====== Dataset excerpt
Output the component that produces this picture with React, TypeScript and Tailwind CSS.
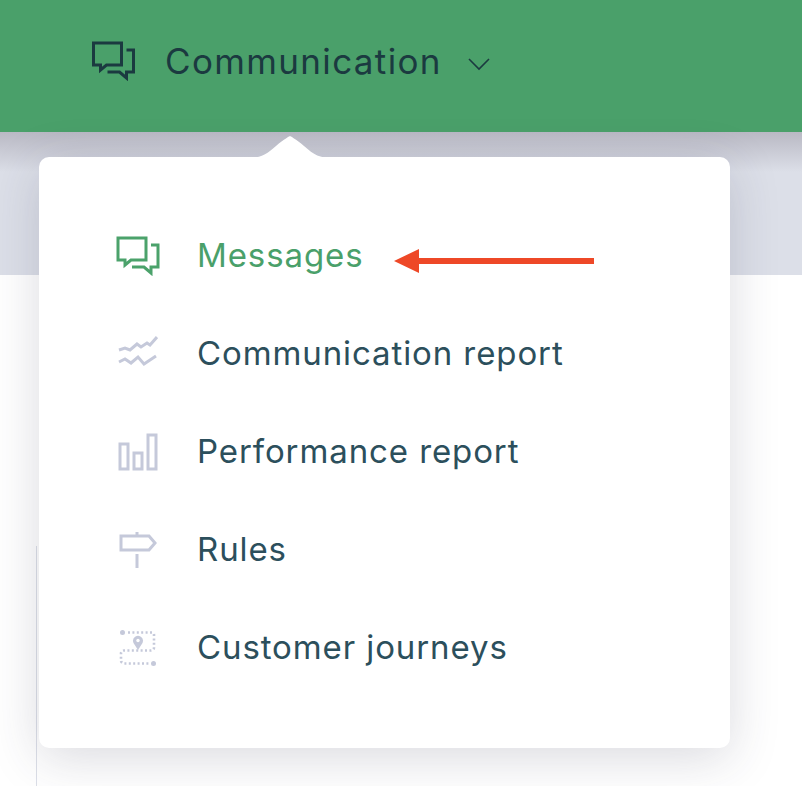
const font = { fontFamily: '"Inter", "Noto Sans", sans-serif' };

const ChatIcon = ({ className }: { className: string }) => (
  <svg viewBox="0 0 44 40" fill="none" stroke="currentColor" strokeWidth="3" className={className}>
    <path d="M2 2h28v22H15l-6 5v-5H2z" strokeLinejoin="miter" />
    <path d="M35 9h7v22h-7v6l-7-6h-12" />
  </svg>
);

const TrendIcon = () => (
  <svg viewBox="0 0 40 36" fill="none" stroke="#c5c9da" strokeWidth="3" className="w-10 h-9">
    <path d="M1 14l6-2 5 2 7-6 4 3 6-4 3 2 7-8" />
    <path d="M1 27l6-3 6 4 7-6 6 7 6-4 6-4" transform="translate(0 -1)" />
  </svg>
);

const BarsIcon = () => (
  <svg viewBox="0 0 40 38" fill="none" stroke="#c5c9da" strokeWidth="3" className="w-10 h-[38px]">
    <rect x="2" y="11" width="8" height="25" />
    <rect x="16" y="20" width="8" height="16" />
    <rect x="30" y="2" width="8" height="34" />
  </svg>
);

const SignIcon = () => (
  <svg viewBox="0 0 38 36" fill="none" stroke="#c5c9da" strokeWidth="3" className="w-[38px] h-9">
    <path d="M2 4h28l6 7-6 7H2z" />
    <path d="M18 0v4M18 22v14" />
  </svg>
);

const JourneyIcon = () => (
  <svg viewBox="0 0 38 38" fill="none" stroke="#c5c9da" strokeWidth="2.6" className="w-[38px] h-[38px]">
    <circle cx="3.5" cy="3.5" r="2.5" fill="#c5c9da" stroke="none" />
    <circle cx="34.5" cy="34.5" r="2.5" fill="#c5c9da" stroke="none" />
    <path d="M9 3.5h24a2 2 0 0 1 2 2v13a3 3 0 0 1-3 3H5a3 3 0 0 0-3 3v7a3 3 0 0 0 3 3h25" strokeDasharray="2 2.4" />
    <path d="M19 21l-4.5-7a5 5 0 1 1 9 0z" fill="#c5c9da" stroke="none" />
    <circle cx="19" cy="11.5" r="1.7" fill="#fff" stroke="none" />
  </svg>
);

const items = [
  { label: "Messages", icon: <ChatIcon className="w-[44px] h-10 text-[#4ba26b]" />, active: true },
  { label: "Communication report", icon: <TrendIcon /> },
  { label: "Performance report", icon: <BarsIcon /> },
  { label: "Rules", icon: <SignIcon /> },
  { label: "Customer journeys", icon: <JourneyIcon /> },
];

export default function App() {
  return (
    <div className="relative w-[802px] h-[786px] overflow-hidden bg-white" style={font}>
      <header className="relative z-10 h-[132px] bg-[#4aa06a] flex items-center pl-[91px] pb-[10px] text-[#1b3a40]">
        <ChatIcon className="w-[45px] h-[40px]" />
        <span className="ml-[29px] text-[35px] leading-none tracking-[1.35px]">Communication</span>
        <svg viewBox="0 0 24 14" fill="none" stroke="currentColor" strokeWidth="1.6" className="ml-[25px] mt-[6px] w-6 h-3.5">
          <path d="M2 2l10 10L22 2" />
        </svg>
      </header>
      <div className="h-[143px] bg-[#dcdfe8]">
        <div className="h-[40px] bg-gradient-to-b from-[#b9b9c4] to-[#dcdfe8]" />
      </div>
      <div className="absolute left-[36px] top-[546px] bottom-0 w-px bg-[#dcdfe8]" />

      <div className="absolute z-20 left-[39px] top-[157px] w-[691px] h-[591px] bg-white rounded-[10px] py-[50px] shadow-[0_10px_50px_rgba(50,50,80,0.18)]">
        <svg viewBox="0 0 84 22" className="absolute left-[209px] -top-[21px] w-[84px] h-[22px]" fill="#fff">
          <path d="M0 22c12 0 18-3 28-12 8-7 14-10 14-10s6 3 14 10c10 9 16 12 28 12z" />
        </svg>
        <ul>
          {items.map((item) => (
            <li key={item.label} className="h-[98px] flex items-center">
              <div className="w-[158px] pl-[77px] flex items-center">
                <div className="w-[44px] flex justify-center">{item.icon}</div>
              </div>
              <span
                className={`text-[33px] leading-none tracking-[0.9px] -mt-[1px] ${item.active ? "text-[#4aa06a]" : "text-[#2c4f5c]"}`}
              >
                {item.label}
              </span>
            </li>
          ))}
        </ul>
      </div>

      <svg viewBox="0 0 200 26" className="absolute z-30 left-[394px] top-[248px] w-[200px] h-[26px]">
        <path d="M0 13L25 1v9h175v6H25v9z" fill="#ee4827" />
      </svg>
    </div>
  );
}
============
▶ **Objective**
All of the material above needs to be restated exactly, with no pictures.

▶ **Task answer**
Output the component that produces this picture with React, TypeScript and Tailwind CSS.
const font = { fontFamily: '"Inter", "Noto Sans", sans-serif' };

const ChatIcon = ({ className }: { className: string }) => (
  <svg viewBox="0 0 44 40" fill="none" stroke="currentColor" strokeWidth="3" className={className}>
    <path d="M2 2h28v22H15l-6 5v-5H2z" strokeLinejoin="miter" />
    <path d="M35 9h7v22h-7v6l-7-6h-12" />
  </svg>
);

const TrendIcon = () => (
  <svg viewBox="0 0 40 36" fill="none" stroke="#c5c9da" strokeWidth="3" className="w-10 h-9">
    <path d="M1 14l6-2 5 2 7-6 4 3 6-4 3 2 7-8" />
    <path d="M1 27l6-3 6 4 7-6 6 7 6-4 6-4" transform="translate(0 -1)" />
  </svg>
);

const BarsIcon = () => (
  <svg viewBox="0 0 40 38" fill="none" stroke="#c5c9da" strokeWidth="3" className="w-10 h-[38px]">
    <rect x="2" y="11" width="8" height="25" />
    <rect x="16" y="20" width="8" height="16" />
    <rect x="30" y="2" width="8" height="34" />
  </svg>
);

const SignIcon = () => (
  <svg viewBox="0 0 38 36" fill="none" stroke="#c5c9da" strokeWidth="3" className="w-[38px] h-9">
    <path d="M2 4h28l6 7-6 7H2z" />
    <path d="M18 0v4M18 22v14" />
  </svg>
);

const JourneyIcon = () => (
  <svg viewBox="0 0 38 38" fill="none" stroke="#c5c9da" strokeWidth="2.6" className="w-[38px] h-[38px]">
    <circle cx="3.5" cy="3.5" r="2.5" fill="#c5c9da" stroke="none" />
    <circle cx="34.5" cy="34.5" r="2.5" fill="#c5c9da" stroke="none" />
    <path d="M9 3.5h24a2 2 0 0 1 2 2v13a3 3 0 0 1-3 3H5a3 3 0 0 0-3 3v7a3 3 0 0 0 3 3h25" strokeDasharray="2 2.4" />
    <path d="M19 21l-4.5-7a5 5 0 1 1 9 0z" fill="#c5c9da" stroke="none" />
    <circle cx="19" cy="11.5" r="1.7" fill="#fff" stroke="none" />
  </svg>
);

const items = [
  { label: "Messages", icon: <ChatIcon className="w-[44px] h-10 text-[#4ba26b]" />, active: true },
  { label: "Communication report", icon: <TrendIcon /> },
  { label: "Performance report", icon: <BarsIcon /> },
  { label: "Rules", icon: <SignIcon /> },
  { label: "Customer journeys", icon: <JourneyIcon /> },
];

export default function App() {
  return (
    <div className="relative w-[802px] h-[786px] overflow-hidden bg-white" style={font}>
      <header className="relative z-10 h-[132px] bg-[#4aa06a] flex items-center pl-[91px] pb-[10px] text-[#1b3a40]">
        <ChatIcon className="w-[45px] h-[40px]" />
        <span className="ml-[29px] text-[35px] leading-none tracking-[1.35px]">Communication</span>
        <svg viewBox="0 0 24 14" fill="none" stroke="currentColor" strokeWidth="1.6" className="ml-[25px] mt-[6px] w-6 h-3.5">
          <path d="M2 2l10 10L22 2" />
        </svg>
      </header>
      <div className="h-[143px] bg-[#dcdfe8]">
        <div className="h-[40px] bg-gradient-to-b from-[#b9b9c4] to-[#dcdfe8]" />
      </div>
      <div className="absolute left-[36px] top-[546px] bottom-0 w-px bg-[#dcdfe8]" />

      <div className="absolute z-20 left-[39px] top-[157px] w-[691px] h-[591px] bg-white rounded-[10px] py-[50px] shadow-[0_10px_50px_rgba(50,50,80,0.18)]">
        <svg viewBox="0 0 84 22" className="absolute left-[209px] -top-[21px] w-[84px] h-[22px]" fill="#fff">
          <path d="M0 22c12 0 18-3 28-12 8-7 14-10 14-10s6 3 14 10c10 9 16 12 28 12z" />
        </svg>
        <ul>
          {items.map((item) => (
            <li key={item.label} className="h-[98px] flex items-center">
              <div className="w-[158px] pl-[77px] flex items-center">
                <div className="w-[44px] flex justify-center">{item.icon}</div>
              </div>
              <span
                className={`text-[33px] leading-none tracking-[0.9px] -mt-[1px] ${item.active ? "text-[#4aa06a]" : "text-[#2c4f5c]"}`}
              >
                {item.label}
              </span>
            </li>
          ))}
        </ul>
      </div>

      <svg viewBox="0 0 200 26" className="absolute z-30 left-[394px] top-[248px] w-[200px] h-[26px]">
        <path d="M0 13L25 1v9h175v6H25v9z" fill="#ee4827" />
      </svg>
    </div>
  );
}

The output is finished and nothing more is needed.